Atheism killed millions? Doubtful
In an opinion piece in the Christian Science Monitor, Dinesh D’Souza argues that — to quote the headline — “Atheism, not religion, is the real force behind the mass murders of history.”
His logic: That although events like the Inquisition and the Crusades killed a lot of people,
they are minuscule compared with the death tolls produced by the atheist despotisms of the 20th century. In the name of creating their version of a religion-free utopia, Adolf Hitler, Joseph Stalin, and Mao Zedong produced the kind of mass slaughter that no Inquisitor could possibly match.
It’s time for a quick strike by the logic police.
D’Souza is flat-out wrong in his assertion for an obvious reason. While far more people have been killed for non-religious reasons (e.g., in WW II), no one was claiming a religious reason for killing them.

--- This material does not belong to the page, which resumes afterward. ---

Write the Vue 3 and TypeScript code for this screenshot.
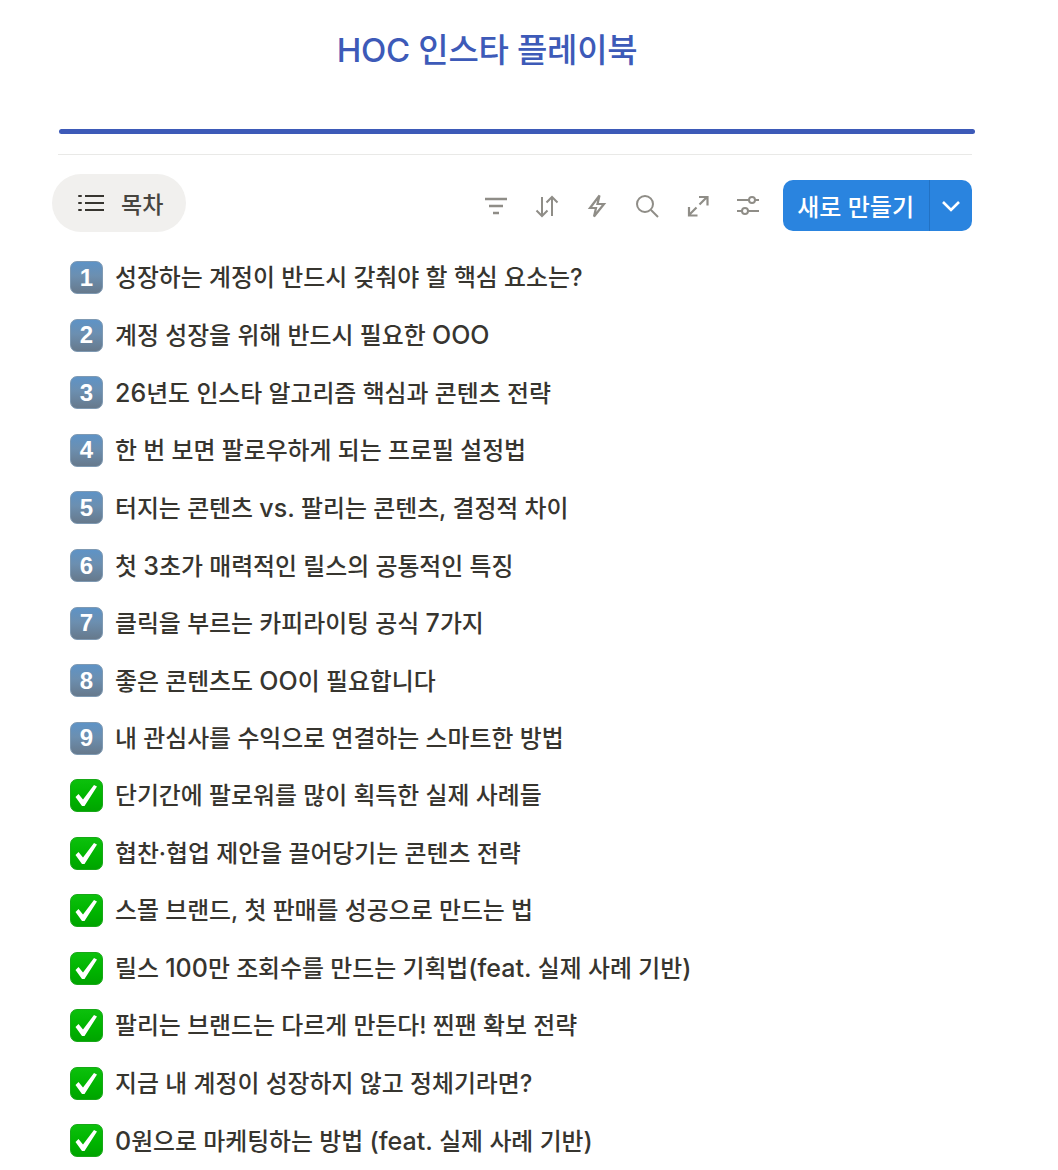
<script setup lang="ts">
interface Seg { t: string; lat: boolean }
interface Row { mark: string; segs: Seg[]; key: string }
const texts: string[] = [
  '성장하는 계정이 반드시 갖춰야 할 핵심 요소는?',
  '계정 성장을 위해 반드시 필요한 OOO',
  '26년도 인스타 알고리즘 핵심과 콘텐츠 전략',
  '한 번 보면 팔로우하게 되는 프로필 설정법',
  '터지는 콘텐츠 vs. 팔리는 콘텐츠, 결정적 차이',
  '첫 3초가 매력적인 릴스의 공통적인 특징',
  '클릭을 부르는 카피라이팅 공식 7가지',
  '좋은 콘텐츠도 OO이 필요합니다',
  '내 관심사를 수익으로 연결하는 스마트한 방법',
  '단기간에 팔로워를 많이 획득한 실제 사례들',
  '협찬·협업 제안을 끌어당기는 콘텐츠 전략',
  '스몰 브랜드, 첫 판매를 성공으로 만드는 법',
  '릴스 100만 조회수를 만드는 기획법(feat. 실제 사례 기반)',
  '팔리는 브랜드는 다르게 만든다! 찐팬 확보 전략',
  '지금 내 계정이 성장하지 않고 정체기라면?',
  '0원으로 마케팅하는 방법 (feat. 실제 사례 기반)',
]
function split(text: string): Seg[] {
  const parts = text.match(/[A-Za-z0-9.()]+|[^A-Za-z0-9.()]+/g) ?? []
  return parts.map((t) => ({ t, lat: /^[A-Za-z0-9.()]/.test(t) }))
}
const rows: Row[] = texts.map((text, i) => ({ mark: i < 9 ? String(i + 1) : '', segs: split(text), key: text }))
</script>

<template>
  <div class="page">
    <h1 class="title">HOC 인스타 플레이북</h1>
    <div class="accent"></div>
    <div class="rule"></div>
    <div class="toolbar">
      <div class="toc">
        <svg width="26" height="20" viewBox="0 0 26 20" fill="none" stroke="#37352f" stroke-width="2">
          <path d="M7 3h19M7 10h19M7 17h19" />
          <path d="M1 3h2M1 10h2M1 17h2" stroke-linecap="round" />
        </svg>
        <span>목차</span>
      </div>
      <div class="actions">
        <svg class="ic" viewBox="0 0 24 24"><path d="M1 5h22M5 12h14M9 19h6" stroke-width="2.4" /></svg>
        <svg class="ic" viewBox="0 0 24 24"><path d="M7 3v19M1.500 16.500 7 22l5.500-5.500M17 22V3M11.500 8.500 17 3l5.500 5.500" /></svg>
        <svg class="ic" viewBox="0 0 24 24"><path d="M14.500 1.500 5 14h6l-2 8.500 10-12.500h-6.500z" stroke-width="2.200" /></svg>
        <svg class="ic" viewBox="0 0 24 24"><circle cx="10" cy="10" r="8" /><path d="m16 16 7 7" /></svg>
        <svg class="ic" viewBox="0 0 24 24"><path d="M3 21l7.500-7.500M13.500 10.500 21 3M13 3h8.500v8.500M3 13v8.500h8.500" stroke-width="2.200" /></svg>
        <svg class="ic" viewBox="0 0 24 24"><path d="M1 6h12M19 6h4M1 17h5M12 17h11" /><circle cx="16" cy="6" r="3" /><circle cx="9" cy="17" r="3" /></svg>
      </div>
      <div class="new-btn">
        <span class="new-label">새로 만들기</span>
        <span class="new-arrow">
          <svg width="20" height="12" viewBox="0 0 20 12" fill="none" stroke="#fff" stroke-width="2.600"><path d="m2 2 8 8 8-8" /></svg>
        </span>
      </div>
    </div>
    <div class="list">
      <div v-for="row in rows" :key="row.key" class="row">
        <span v-if="row.mark" class="key">{{ row.mark }}</span>
        <span v-else class="check">
          <svg width="33" height="33" viewBox="0 0 33 33"><path d="M5.500 18 8.500 15 13 20.500 24 6 27 7.500 14.500 27 12 27z" fill="#fff" /></svg>
        </span>
        <span class="text"><span v-for="(s, i) in row.segs" :key="i" :class="{ lat: s.lat }">{{ s.t }}</span></span>
      </div>
    </div>
  </div>
</template>

<style>
html, body { background: #fff; overflow: hidden; }
</style>

<style scoped>
.page {
  width: 1058px;
  height: 1170px;
  overflow: hidden;
  box-sizing: border-box;
  padding: 0 86px 0 58px;
  font-family: Inter, "Noto Sans CJK KR", sans-serif;
  color: #37352f;
}
.title {
  margin: 0;
  padding-top: 28px;
  height: 101px;
  box-sizing: border-box;
  text-align: center;
  font-size: 33px;
  line-height: 44px;
  font-weight: 500;
  color: #3d5ab8;
  letter-spacing: -0.3px;
  padding-right: 56px;
}
.accent {
  height: 5px;
  margin-top: 28px;
  margin-right: -3px;
  margin-left: 1px;
  border-radius: 3px;
  background: #3d5ab8;
}
.rule { height: 1px; margin-top: 20px; background: #e9e9e7; }
.toolbar {
  display: flex;
  align-items: center;
  height: 58px;
  margin-top: 19px;
}
.toc {
  display: flex;
  align-items: center;
  gap: 17px;
  height: 58px;
  box-sizing: border-box;
  margin-left: -6px;
  padding: 0 23px 0 26px;
  border-radius: 29px;
  background: #f1f0ee;
  font-size: 23px;
  font-weight: 500;
  color: #47453f;
}
.actions {
  display: flex;
  align-items: center;
  gap: 26.400px;
  margin-left: auto;
  margin-right: 23px;
  margin-top: 5px;
}
.ic {
  width: 24px;
  height: 24px;
  fill: none;
  stroke: #8f8d87;
  stroke-width: 2;
}
.new-btn {
  display: flex;
  height: 51px;
  border-radius: 10px;
  background: #2a84df;
  color: #fff;
  overflow: hidden;
  margin-top: 5px;
}
.new-label {
  display: flex;
  align-items: center;
  padding: 0 15px 0 14px;
  font-size: 24px;
  font-weight: 500;
  border-right: 1px solid #2272c4;
}
.new-arrow {
  display: flex;
  align-items: center;
  justify-content: center;
  width: 42px;
}
.list {
  display: flex;
  flex-direction: column;
  margin-top: 17px;
}
.row {
  display: flex;
  align-items: center;
  gap: 12px;
  height: 57.55px;
  padding-left: 12px;
  flex: none;
}
.key, .check {
  position: relative;
  flex: none;
  width: 33px;
  height: 33px;
  box-sizing: border-box;
  border-radius: 7px;
  display: flex;
  align-items: center;
  justify-content: center;
}
.key {
  background: linear-gradient(180deg, #5e93c6 0%, #6c8fb0 45%, #66798c 100%);
  border: 1px solid #7f9ab3;
  color: #fff;
  font-family: "Liberation Sans", sans-serif;
  font-size: 24px;
  font-weight: 700;
}
.check {
  background: linear-gradient(180deg, #0cc00c 0%, #00b400 55%, #00a400 100%);
  border: 1px solid #18a818;
}
.check svg { position: absolute; left: -1px; top: -1px; }
.text {
  font-size: 23.850px;
  font-weight: 500;
  line-height: 34px;
  white-space: nowrap;
  color: #37352f;
  padding-top: 1px;
}
.lat { font-size: 25px; }
</style>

In the Inquisition and the Crusades, however, religious extremists killed (or ordered killed) other people because those other people didn’t share the same religious views.

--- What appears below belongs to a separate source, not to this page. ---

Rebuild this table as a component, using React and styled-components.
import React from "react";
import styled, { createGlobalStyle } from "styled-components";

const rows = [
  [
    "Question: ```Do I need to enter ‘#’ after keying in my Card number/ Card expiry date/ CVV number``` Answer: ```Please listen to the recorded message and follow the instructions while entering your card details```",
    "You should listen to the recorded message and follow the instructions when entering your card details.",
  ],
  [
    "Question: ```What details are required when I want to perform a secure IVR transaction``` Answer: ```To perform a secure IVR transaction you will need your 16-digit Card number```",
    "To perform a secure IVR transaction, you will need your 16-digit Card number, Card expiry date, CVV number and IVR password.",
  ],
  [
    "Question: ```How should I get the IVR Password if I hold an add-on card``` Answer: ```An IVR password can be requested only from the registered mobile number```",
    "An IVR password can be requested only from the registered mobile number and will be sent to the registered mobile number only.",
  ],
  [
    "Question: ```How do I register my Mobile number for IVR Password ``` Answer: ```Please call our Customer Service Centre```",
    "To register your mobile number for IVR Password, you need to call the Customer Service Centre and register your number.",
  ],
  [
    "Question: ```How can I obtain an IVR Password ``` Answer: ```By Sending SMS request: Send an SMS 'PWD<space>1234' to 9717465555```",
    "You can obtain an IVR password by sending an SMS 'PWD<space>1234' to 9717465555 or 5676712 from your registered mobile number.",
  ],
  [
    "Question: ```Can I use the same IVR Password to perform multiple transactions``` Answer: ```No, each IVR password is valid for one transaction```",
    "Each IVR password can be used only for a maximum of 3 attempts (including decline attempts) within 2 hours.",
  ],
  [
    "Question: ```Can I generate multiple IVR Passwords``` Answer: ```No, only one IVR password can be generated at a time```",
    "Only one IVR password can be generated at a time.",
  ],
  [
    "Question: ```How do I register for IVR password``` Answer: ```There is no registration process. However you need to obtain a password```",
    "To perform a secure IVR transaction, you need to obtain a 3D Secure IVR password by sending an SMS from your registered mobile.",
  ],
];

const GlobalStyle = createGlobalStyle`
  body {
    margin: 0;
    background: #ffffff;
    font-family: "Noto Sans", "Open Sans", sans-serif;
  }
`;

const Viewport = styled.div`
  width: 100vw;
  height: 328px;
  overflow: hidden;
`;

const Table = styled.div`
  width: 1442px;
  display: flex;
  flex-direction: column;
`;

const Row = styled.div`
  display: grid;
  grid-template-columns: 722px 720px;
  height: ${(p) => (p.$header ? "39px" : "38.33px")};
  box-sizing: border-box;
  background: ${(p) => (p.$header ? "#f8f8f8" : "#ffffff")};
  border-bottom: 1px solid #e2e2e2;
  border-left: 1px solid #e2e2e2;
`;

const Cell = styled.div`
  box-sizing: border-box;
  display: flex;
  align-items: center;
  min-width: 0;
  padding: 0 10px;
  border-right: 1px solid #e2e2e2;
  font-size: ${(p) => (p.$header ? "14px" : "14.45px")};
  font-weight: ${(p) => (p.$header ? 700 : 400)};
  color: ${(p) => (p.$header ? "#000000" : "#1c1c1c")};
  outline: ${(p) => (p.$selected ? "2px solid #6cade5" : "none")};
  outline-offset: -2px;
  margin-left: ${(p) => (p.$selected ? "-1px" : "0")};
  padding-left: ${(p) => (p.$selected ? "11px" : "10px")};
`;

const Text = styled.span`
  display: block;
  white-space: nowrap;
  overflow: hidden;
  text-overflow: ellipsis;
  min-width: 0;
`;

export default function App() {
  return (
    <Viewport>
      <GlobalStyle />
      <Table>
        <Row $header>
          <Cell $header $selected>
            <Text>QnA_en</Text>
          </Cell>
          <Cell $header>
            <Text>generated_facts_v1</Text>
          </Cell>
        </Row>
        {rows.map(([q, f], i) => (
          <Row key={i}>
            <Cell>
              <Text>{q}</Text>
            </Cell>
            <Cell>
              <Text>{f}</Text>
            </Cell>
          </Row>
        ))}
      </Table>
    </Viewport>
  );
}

D’Souza makes an unfounded logical leap. If someone is killed for a reason other than religion, he attributes that death to Atheism. So the people Bonnie and Clyde killed were victims of Atheism, by his view.
But Bonnie and Clyde didn’t kill anyone because those people weren’t Atheists. They killed the people to take their money. In contrast, the people killed by order of the Church were murdered in the name of religion.
D’Souza is effectively saying that, if religion is not a motive in a killing, he will arbitrarily assign the motive to Atheism. Thus, “Atheism, not religion, is the real force behind the mass murders of history.”
Sorry, sir, it doesn’t work that way.











JazePentz says:
Correct me if I’m wrong, but isn’t religion supposed to teach people how to live peaceful, meaningful lives? Even the Koran doesn’t condone violence like some of these Muslim extremists are brainwashed to think. I know more people who are peaceful who are atheists then I do who are of any particular religous faith. Religons are always trying to push their beliefs on others. I used to be a devout Christian and one of the things that I could never understand was that if God gave all people “free will,” then why would he supposedly want Christians to take it away by trying to convert other people to Christianity? It is a pretty big contradiction. People need to understand that your religous beliefs should be important to you and you alone. It is no business of anyone else. Fighting over it is ridiculous. It is history repeating itself in the worst of ways. Fighting and killing are not the answer.